Truman came down from the dais, went out through the swinging doors on his left, crossed the Senators’ Private Lobby, and stepped into the Vice President’s office to tell Harry Vaughan that he would be with Sam Rayburn should anybody want him.
Then, eluding his Secret Service guard, the Vice President walked the length of the Capitol, cutting through the Senate Reception Room, out past the eight-foot white marble statue of Benjamin Franklin, down the long, tiled corridor, around “Mark Twain’s Cuspidor” (the columned well of the Senate Rotunda, so named by Twain because of the tobacco leaves on its columns), on through the main rotunda under the dome, through Statuary Hall (the old House Chamber), and briefly along another corridor to a stairway; down the stairs to the ground floor, left down one hall, right down another to Room 9, Sam Rayburn’s private hideaway, known unofficially as “the Board of Education.”

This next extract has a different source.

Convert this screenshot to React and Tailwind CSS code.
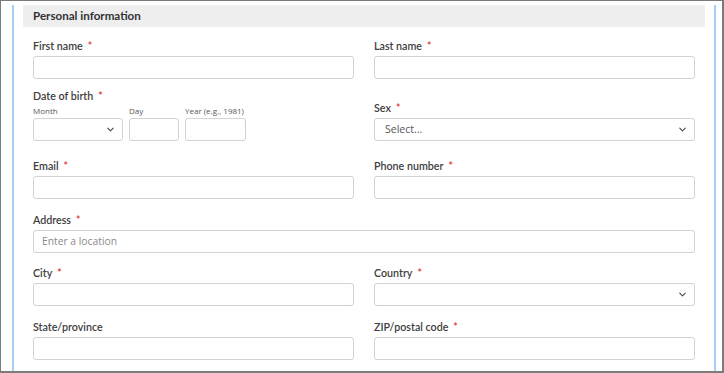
import { ChevronDown } from 'lucide-react'

const font = { fontFamily: '"Open Sans", "Liberation Sans", sans-serif' }
const labelFont = { fontFamily: 'Lato, "Open Sans", sans-serif' }

function Label({ text, required, className = '' }) {
  return (
    <div
      style={labelFont}
      className={`h-[14px] mb-[3px] text-[10.7px] leading-[14px] font-semibold text-[#3d3d3d] ${className}`}
    >
      {text}
      {required && <span className="ml-[5px] text-[10.5px] text-[#e0302a]">*</span>}
    </div>
  )
}

function Input({ placeholder, className = '' }) {
  return (
    <div
      className={`h-[23px] rounded-[3px] border border-[#d3d3d3] bg-white px-[8px] flex items-center text-[10.3px] text-[#8a8a8a] ${className}`}
    >
      {placeholder}
    </div>
  )
}

function Select({ value, className = '' }) {
  return (
    <div
      className={`h-[23px] rounded-[3px] border border-[#d3d3d3] bg-white pl-[10px] pr-[6px] flex items-center justify-between text-[10.5px] text-[#555] ${className}`}
    >
      <span>{value}</span>
      <ChevronDown className="w-[11px] h-[11px] text-[#444]" strokeWidth={2.3} />
    </div>
  )
}

function Field({ label, required, select, placeholder, value }) {
  return (
    <div>
      <Label text={label} required={required} />
      {select ? <Select value={value} /> : <Input placeholder={placeholder} />}
    </div>
  )
}

export default function App() {
  return (
    <div
      style={font}
      className="w-[724px] h-[373px] bg-white border-l border-t border-r-2 border-b-2 border-[#7b7b7b] overflow-hidden"
    >
      <div className="ml-[11px] w-[704px] h-full border-l-2 border-r-2 border-[#a5cff2] px-[9px]">
        <div
          style={labelFont}
          className="mt-[4px] h-[22px] bg-[#eeeeee] px-[10px] flex items-center text-[11.6px] font-bold text-[#333]"
        >
          Personal information
        </div>

        <div className="px-[10px]">
          <div className="mt-[12px] grid grid-cols-2 gap-x-[20px]">
            <Field label="First name" required />
            <Field label="Last name" required />
          </div>

          <div className="mt-[10px] grid grid-cols-2 gap-x-[20px] items-end">
            <div>
              <Label text="Date of birth" required className="mb-[1px]" />
              <div className="flex gap-[6px]">
                <div className="w-[90px]">
                  <div className="h-[12px] text-[8px] leading-[10px] text-[#555]">Month</div>
                  <Select value="" className="pr-[5px]" />
                </div>
                <div className="w-[50px]">
                  <div className="h-[12px] text-[8px] leading-[10px] text-[#555]">Day</div>
                  <Input />
                </div>
                <div className="w-[61px]">
                  <div className="h-[12px] text-[8px] leading-[10px] text-[#555] whitespace-nowrap">Year (e.g., 1981)</div>
                  <Input />
                </div>
              </div>
            </div>
            <Field label="Sex" required select value="Select..." />
          </div>

          <div className="mt-[18px] grid grid-cols-2 gap-x-[20px]">
            <Field label="Email" required />
            <Field label="Phone number" required />
          </div>

          <div className="mt-[14px]">
            <Field label="Address" required placeholder="Enter a location" />
          </div>

          <div className="mt-[13px] grid grid-cols-2 gap-x-[20px]">
            <Field label="City" required />
            <Field label="Country" required select value="" />
          </div>

          <div className="mt-[14px] grid grid-cols-2 gap-x-[20px]">
            <Field label="State/province" />
            <Field label="ZIP/postal code" required />
          </div>
        </div>
      </div>
    </div>
  )
}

Rayburn, who referred to it simply as “downstairs,” met there for a “libation” every afternoon, once the formal business of “upstairs” was concluded. It was an important part of his day, and to be invited to join him, even once or twice in a term, was considered the sign that one had arrived. Truman was among the regulars.
Moving along at his usual brisk pace, he would have covered the distance from the Vice President’s office in less than three minutes. So it must have been just after five o’clock when he came in.
Though pictured often as small and plain, the room was about 20 feet in length, its ornate ceiling busy with painted birds and animals. The furnishings, too, were large, comfortable and utilitarian—big, worn black leather chairs, a long couch, a sink, and a large refrigerator that was camouflaged with veneer to more or less match the big desk, where Rayburn kept the whiskey.
Two others were already with the Speaker when Truman arrived, Lewis Deschler, the House Parliamentarian, and James M. Barnes, a staff man at the White House assigned to congressional liaison. The gray afternoon outside was fading, the room growing dim. No one had bothered yet to turn on the lights.
Apparently it was Deschler who reminded Rayburn that Truman had had a call from the White House.
“Steve Early wants you to call him right away,” Rayburn said. Truman mixed himself a drink, then dialed the number, National 1414.
“This is the V.P.,” he said.
Steve Early’s voice sounded tense and strange. Truman was to come to the White House as “quickly and as quietly” as he could, and to enter by the main entrance on Pennsylvania Avenue.
As Lewis Deschler later recounted, Truman lost all his color. “Jesus Christ and General Jackson,” he said, putting down the phone.
He was wanted at the White House right away, he told the others. They must say nothing.
He went out the door alone. Then he began to run, taking a different route. He kept to the ground floor this time, racing down a hall between a double line of bronze and marble Civil War generals and forgotten state governors, his shoes pounding on the marble floor. He ran through the echoing old Crypt, past the Senate barbershop, then up a flight of stairs with brass banisters to his office—to get his hat.
He told Harry Vaughan he was on his way to the White House and to keep that to himself. In minutes he was in the big Mercury with Tom Harty driving, but still no Secret Service guard, moving with all possible speed through the evening traffic. By now it was approximately 5:15
P.M.
What thoughts were rushing through his mind, he never fully revealed. “I thought I was going down there to meet the President,” he later said.